曇り、18度、87%
夕飯のおかずをと横浜のそごうデパートの地下に下りたのは、階上階での催しものを見た帰りでした。日本のデパート、しかも関東一円のデパートの食料品売り場は、いくら見ても飽きることがありません。日本中、世界中から顔見世興行のように選り取りみどりです。香港にいる時は普通に生活している私も、急にお財布の紐が緩みます。
何をと目的のない買い物ですから、尚更、目移りします。少し、時間も遅いので出来たらすぐにかえって食べられるもの、お鍋の材料でもと思って地下にきたものの、出来合いのお総菜も色鮮やかお刺身にいたっては見ているだけで、ゴックン。どこからかラムの焼ける匂いまでしてきます。これも食べたい、あれも食べたい、お腹がすいている時は、デパートの地下は頭の中が支離滅裂になります。こんな、素敵な食料品売り場に慣れている日本に住む人には、私の気持ちはお分かりならないと思います。しかも、明日にはまた、香港に戻ります、となれば、美味しいものを食べられるのは後2回。
心を落ち着けて、もう一巡。最初に決まったのが、お腹が膨らみそうにないチーズでした。ディーンアンンドドゥリカのチーズコーナーに小さいながら異様に私を呼んでいたのが、透けるような黒と乳白色のマーブル模様のチーズでした。ポーター、アイリッシュビールの名前をとったこのチーズ、アイルランドの黒ビールが混ぜ込まれたチェダーチーズの仲間です。このチーズのことを何かで読んだことはあるのですが、お目にかかるのははじめてです。とてもきれいなチーズです。私には宝石などより美しく見えます。
日本ですから、切り分けられたポーションも小さめ、帰り着くまでに、いい具合にチーズの温度も食べごろになっています。そごうの地下での買い物は、徳島のたこの薫製(チーズの向こうに写っています。)高知の藁で燻した鰹のたたき、この2点は四国の物産展で。そして、香港では食べられそうにもないブリの厚い厚い切り身を買いました。お野菜は冷蔵庫にたっぷりあります。
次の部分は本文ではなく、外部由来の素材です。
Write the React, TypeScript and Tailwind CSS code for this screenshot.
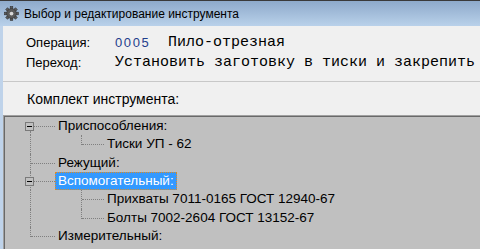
import React from 'react';

type TreeRow = {
  label: string;
  level: 0 | 1;
  box?: boolean;
  selected?: boolean;
  childLine?: 'mid' | 'last';
};

const rows: TreeRow[] = [
  { label: 'Приспособления:', level: 0, box: true },
  { label: 'Тиски УП - 62', level: 1, childLine: 'last' },
  { label: 'Режущий:', level: 0 },
  { label: 'Вспомогательный:', level: 0, box: true, selected: true },
  { label: 'Прихваты 7011-0165 ГОСТ 12940-67', level: 1, childLine: 'mid' },
  { label: 'Болты 7002-2604 ГОСТ 13152-67', level: 1, childLine: 'last' },
  { label: 'Измерительный:', level: 0 },
];

function Gear() {
  return (
    <svg width="15" height="15" viewBox="0 0 16 16" className="shrink-0">
      <g fill="#5a5a5a" stroke="#2e2e2e" strokeWidth="0.6">
        {[0, 45, 90, 135, 180, 225, 270, 315].map(a => (
          <rect key={a} x="6.6" y="0.6" width="2.8" height="4" transform={`rotate(${a} 8 8)`} />
        ))}
        <circle cx="8" cy="8" r="5.2" />
      </g>
      <circle cx="8" cy="8" r="2" fill="#d8d8d8" />
    </svg>
  );
}

function Row({ row, index }: { row: TreeRow; index: number }) {
  const isLast = index === rows.length - 1;
  return (
    <div className="relative h-[18.33px] flex items-center">
      {/* root vertical line */}
      <span
        className={`absolute left-[25px] w-0 border-l border-dotted border-[#808080] ${
          index === 0 ? 'top-[14px] bottom-0' : isLast ? 'top-0 h-[10px]' : 'top-0 bottom-0'
        }`}
      />
      {row.level === 0 && (
        <>
          <span className="absolute left-[26px] top-[9px] w-[24px] h-0 border-t border-dotted border-[#808080]" />
          {row.box && (
            <span className="absolute left-[20px] top-[5px] w-[9px] h-[9px] border border-[#7a7a7a] bg-[#c0c0c0] flex items-center justify-center">
              <span className="w-[5px] h-[1px] bg-black" />
            </span>
          )}
        </>
      )}
      {row.level === 1 && (
        <>
          <span
            className={`absolute left-[76px] w-0 border-l border-dotted border-[#808080] ${
              row.childLine === 'last' ? 'top-0 h-[10px]' : 'top-0 bottom-0'
            }`}
          />
          <span className="absolute left-[77px] top-[9px] w-[22px] h-0 border-t border-dotted border-[#808080]" />
        </>
      )}
      {row.selected ? (
        <span className="ml-[50px] h-[18px] px-[2px] flex items-center bg-[#3399ff] text-white border border-dotted border-[#e08a20]">
          {row.label}
        </span>
      ) : (
        <span className={row.level === 0 ? 'ml-[53px]' : 'ml-[102px]'}>{row.label}</span>
      )}
    </div>
  );
}

export default function App() {
  return (
    <div className="w-[480px] h-[249px] overflow-hidden bg-[#f0f0f0] font-['Liberation_Sans',Arial,sans-serif] text-black">
      <div className="h-[26px] border-t border-[#3a3a3a] bg-gradient-to-b from-[#8eaacb] to-[#b9d1ea] flex items-center gap-[5px] pl-[4px]">
        <Gear />
        <span className="text-[12px] text-black">Выбор и редактирование инструмента</span>
      </div>
      <div className="border-l-[3px] border-[#bfd3ea] h-[223px] flex flex-col">
        <div className="pt-[7px] text-[13px]">
          <div className="h-[20px] flex items-center">
            <span className="ml-[23px] w-[89px]">Операция:</span>
            <span className="w-[53px] text-[#1f3e8c] tracking-[1.6px]">0005</span>
            <span className="font-['Liberation_Mono','Courier_New',monospace] text-[15px] whitespace-nowrap">Пило-отрезная</span>
          </div>
          <div className="h-[20px] flex items-center">
            <span className="ml-[23px] w-[89px]">Переход:</span>
            <span className="font-['Liberation_Mono','Courier_New',monospace] text-[15px] whitespace-nowrap">
              Установить заготовку в тиски и закрепить
            </span>
          </div>
        </div>
        <div className="mt-[8px] border-t border-[#c8c8c8]" />
        <div className="h-[33px] flex items-center text-[14px] pl-[24px] pt-[1px]">Комплект инструмента:</div>
        <div className="flex-1 border-t border-l border-[#a0a0a0]">
          <div className="h-full border-t border-l border-[#696969] bg-[#c0c0c0] text-[13.5px]">
            {rows.map((r, i) => (
              <Row key={i} row={r} index={i} />
            ))}
          </div>
        </div>
      </div>
    </div>
  );
}
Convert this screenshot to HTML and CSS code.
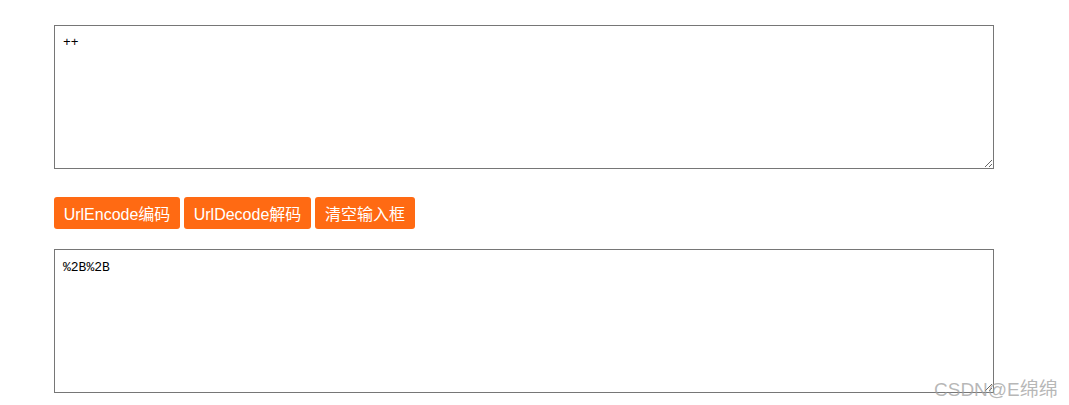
FILE: index.html
```html
<!DOCTYPE html>
<html>
<head>
<meta charset="utf-8">
<link rel="stylesheet" href="styles.css">
</head>
<body>
<div class="page">
  <textarea class="box">++</textarea>
  <div class="actions">
    <button class="btn btn-enc">UrlEncode编码</button>
    <button class="btn btn-dec">UrlDecode解码</button>
    <button class="btn btn-clr">清空输入框</button>
  </div>
  <textarea class="box box-out">%2B%2B</textarea>
</div>
<div class="watermark">CSDN@E绵绵</div>
</body>
</html>
```
FILE: styles.css
```css
html, body {
  margin: 0;
  padding: 0;
  background: #fff;
}
.page {
  padding: 25px 0 0 54px;
  display: flex;
  flex-direction: column;
  align-items: flex-start;
}
.box {
  box-sizing: border-box;
  width: 940px;
  height: 144px;
  margin: 0;
  border: 1px solid #767676;
  border-radius: 0;
  padding: 9px 8px;
  font-family: "Liberation Mono", "DejaVu Sans Mono", monospace;
  font-size: 13px;
  line-height: 16px;
  color: #000;
  resize: both;
  outline: none;
}
.box-out {
  padding-top: 10px;
}
.actions {
  display: flex;
  gap: 4px;
  margin: 28px 0 20px 0;
}
.btn {
  height: 32px;
  box-sizing: border-box;
  border: none;
  border-radius: 3px;
  background: #ff6a13;
  color: #fff;
  font-family: "Liberation Sans", "Noto Sans CJK SC", sans-serif;
  font-size: 16px;
  padding: 0;
  margin: 0;
}
.btn-enc { width: 126px; }
.btn-dec { width: 127px; }
.btn-clr { width: 100px; }
.watermark {
  position: absolute;
  left: 934px;
  top: 374px;
  font-family: "Liberation Sans", "Noto Sans CJK SC", sans-serif;
  font-size: 19px;
  color: rgba(160,160,160,0.75);
  pointer-events: none;
}
```
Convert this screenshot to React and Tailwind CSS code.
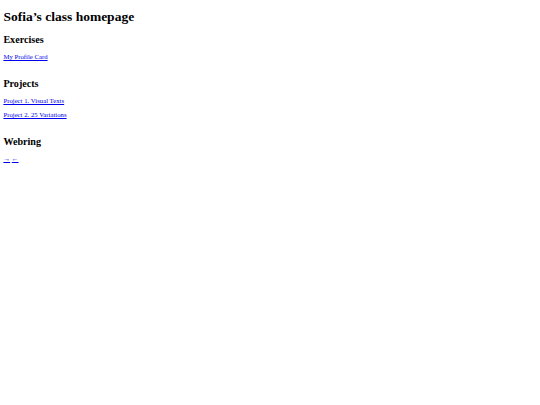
export default function App() {
  const serif = { fontFamily: '"Liberation Serif", "Times New Roman", serif' };
  return (
    <div className="px-[3.375px] text-black bg-white" style={serif}>
      <h1 className="text-[13.5px] font-bold leading-[normal] my-[9.045px]">Sofia’s class homepage</h1>
      <h2 className="text-[10.125px] font-bold leading-[normal] my-[8.4px]">Exercises</h2>
      <p className="text-[6.75px] leading-[normal] my-[7.2px]"><a href="#" className="text-[#0000ee] underline">My Profile Card</a></p>
      <h2 className="text-[10.125px] font-bold leading-[normal] mt-[17.4px] mb-[8.4px]">Projects</h2>
      <p className="text-[6.75px] leading-[normal] my-[7.2px]"><a href="#" className="text-[#0000ee] underline">Project 1. Visual Texts</a></p>
      <p className="text-[6.75px] leading-[normal] my-[7.2px]"><a href="#" className="text-[#0000ee] underline">Project 2. 25 Variations</a></p>
      <h2 className="text-[10.125px] font-bold leading-[normal] mt-[17.4px] mb-[8.4px]">Webring</h2>
      <p className="text-[6.75px] leading-[normal] my-[7.2px]"><a href="#" className="text-[#0000ee] underline">→</a> <a href="#" className="text-[#0000ee] underline">←</a></p>
    </div>
  );
}
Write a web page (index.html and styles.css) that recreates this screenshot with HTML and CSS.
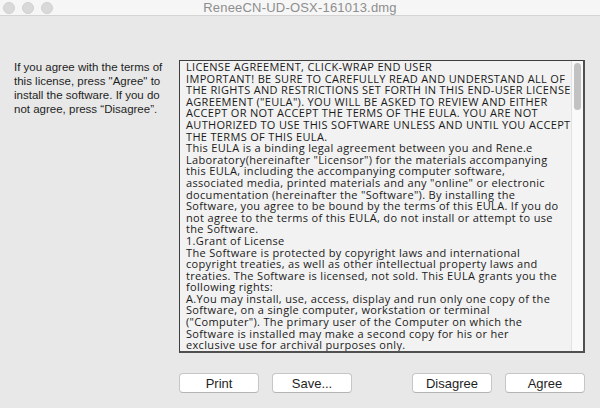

ポーターチーズ、微かに黒ビールの香りと甘みがすると読んだ覚えがありますが、あいにく香りは感じません。チェダーのまろやかさがくせの無いチーズに仕上げています。食べるのがもったいないくらいに、きれいなチーズです。緑色のマーブルチーズは、セージタービーといって、香港でも手に入ります。緑もきれいですが、この透け感のある黒のマーブルは、存在感充分です。
チーズにたこの薫製、鰹のたたき、ブリを塩焼きにして、息子とお夕飯。変な取り合わせですが、我が家らしく思います。鰹も、ブリもかなりの量です。満足、満足。